Law School Case Brief
Luna Innovations Inc. v. Verner Sci., Inc. - Civil Action No. 7:16-CV-304, 2017 U.S. Dist. LEXIS 63002 (W.D. Va. Apr. 25, 2017)
In determining whether a genuine issue of material fact exists, the court views the facts and draws all reasonable inferences in the light most favorable to the non-moving party. Indeed, it is an axiom that in ruling on a motion for summary judgment, the evidence of the nonmovant is to be believed, and all justifiable inferences are to be drawn in his favor. Moreover, credibility determinations, the weighing of the evidence, and the drawing of legitimate inferences from the facts are jury functions, not those of a judge. However, the non-moving party must set forth specific facts that go beyond the mere existence of a scintilla of evidence, and show that there is sufficient evidence favoring the nonmoving party for a jury to return a verdict for that party. In other words, to grant summary judgment the court must determine that no reasonable jury could find for the nonmoving party on the evidence before it.

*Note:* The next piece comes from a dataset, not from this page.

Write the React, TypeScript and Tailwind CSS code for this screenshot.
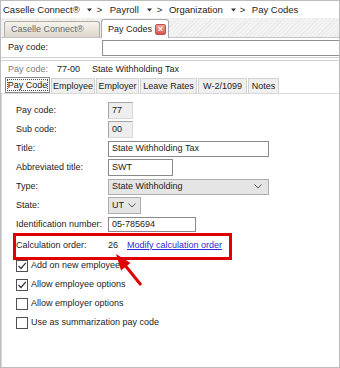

Plaintiff Luna Innovations Incorporated instituted a breach of contract action, centering on defendant Verner Science, Inc.'s rejection of shipment of certain electronic equipment. Defendant filed a motion for judgment on the pleadings, arguing that plaintiff has failed as a matter of law to state a claim since defendant made timely objection to plaintiff's shipment.
Does defendant’s rejection/refusal to accept plaintiff’s shipment of electronic equipment constitute actionable breach of contract?
The court denied the motion after holding that a binding contract was formed because the Purchase Order constituted an offer and plaintiff's Sales Order, in turn, confirmed the price and equipment specifications in the Purchase Order, and operated as an acceptance. The court further held that the different shipping terms in the offer and acceptance did not prevent the formation of a contract.